Iran opposition protests at 'brutal' crackdown
TEHRAN - Iranian opposition leaders called on Tuesday for the immediate release of hundreds of people arrested in a crackdown on post-election protests and denounced the "brutal attacks" by security forces.
The call was issued by defeated presidential candidates Mir Hossein Mousavi and Mehdi Karroubi and former president Mohammad Khatami, as the opposition remained defiant over the disputed re-election of Mahmoud Ahmadinejad.
"The useless wave of arrests should end immediately and those who are being detained without even committing the slightest sin should be released," they said in a joint statement on Mousavi's campaign website, Ghalamnews.
Iran was rocked by violent street protests after the June 12 vote, with authorities rounding up reformists, political activists, journalists and protestors to quell the worst unrest since the 1979 Islamic revolution.
The repression triggered global outrage against Tehran, but Iran lashed out at the West, blaming Britain in particular for stoking violence which the authorities say left 20 people dead.
The opposition leaders also denounced what they called "brutal attacks" on "innocent people, student dormitories and residential houses" by Iranian security forces.
"The atmosphere where security forces continue to be deployed must end, as it only radicalises political movements," their statement said.
"If rights of the the protesters had been respected or if the people had not been lied to or disrespected, the situation would have never turned into a national crisis."
The post-election turmoil shook the very pillars of the Islamic regime, exposing deep differences in the country of 70 million people and even saw unprecedented criticism of supreme leader Ayatollah Ali Khamenei.
Iran's police chief Esmail Ahmadi Moghadam said last week that "two-thirds" of the some 1,000 people arrested during the protests have been released. Human rights groups estimated that as many as 2,000 had been detained.
Mousavi has branded the election a "shameful fraud" and continues to call for a fresh poll despite the powerful electoral watchdog, the Guardians Council, upholding Ahmadinejad's victory.
Khamenei, who has also given his staunch backing to the hardliner's re-election for another four years, on Monday warned Western countries against meddling in Iran.
"The Iranian nation warns the leaders of those countries trying to take advantage of the situation, beware! The Iranian nation will react."
Iran continues to hold one of nine local British embassy employees arrested on accusations of inciting violence, while Paris said the authorities have detained a French woman academic in Tehran’s notorious Evin prison.
President Nicolas Sarkozy said on Tuesday that spying charges against Clotilde Reiss, 23, were "pure fantasy" and that she should be released "very, very soon."
Iranian authorities have made no comment on her detention.
In Vienna, former Iranian president Abolhassan Banisadr boldly accused Khamenei -- who has ruled the Islamic republic for 20 years -- of being personally behind the alleged election irregularities.
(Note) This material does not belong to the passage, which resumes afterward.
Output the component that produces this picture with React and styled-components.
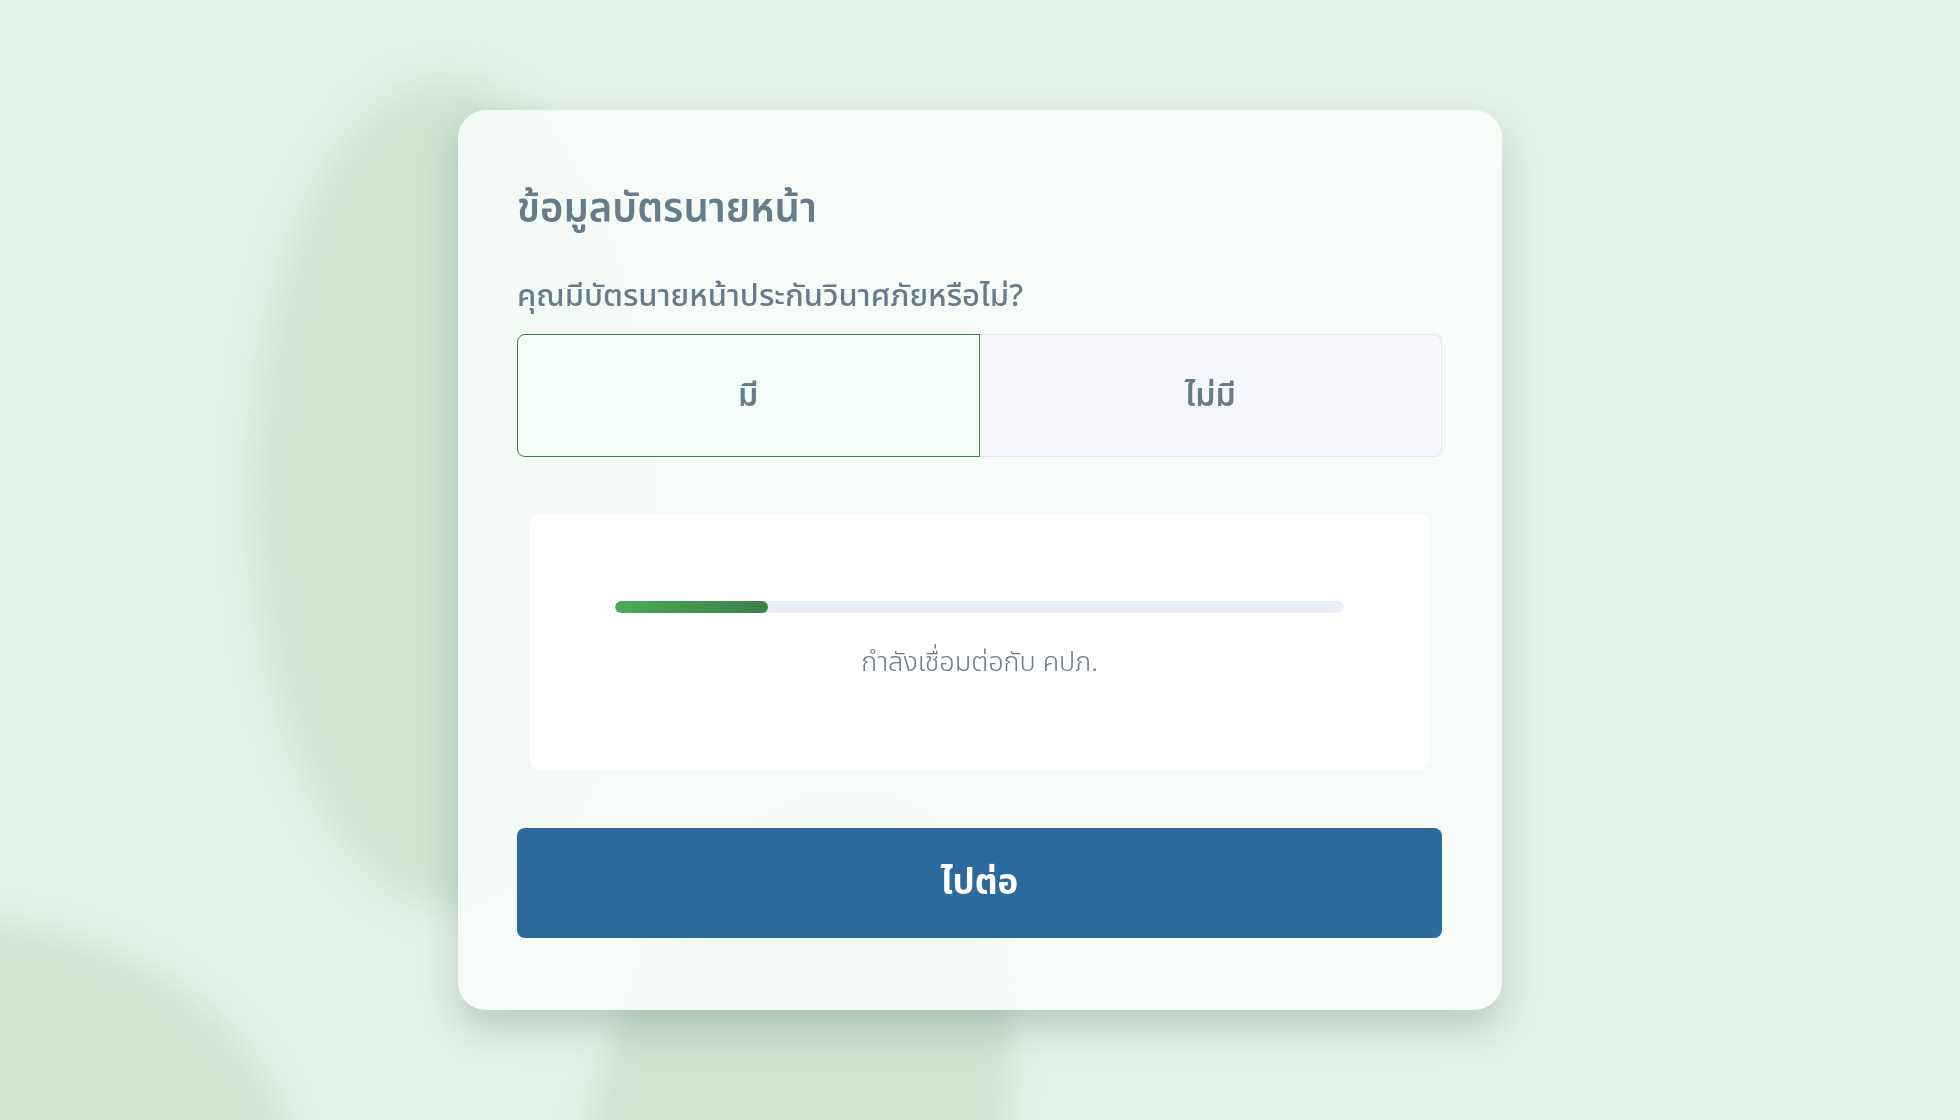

"Khamenei ordered the fraud in the presidential election and the ensuing crackdown on protestors," Banisadr said at a symposium.
"The regime is edging closer to the abyss and is holding on to power solely by means of violence and terror," said Banisadr, who was Iran's first elected post-revolution president and has been living in exile in France since 1981.
US President Barack Obama, who had criticised the Iranian crackdown and raised questions about the election, strongly denied that the United States had given Israel a green light to strike Iran's nuclear facilities.
Obama said in an interview with CNN that diplomatic channels should be used to resolve the international standoff over Iran's nuclear drive which the West fears is a cover for efforts to build atomic weapons despite Tehran's denials.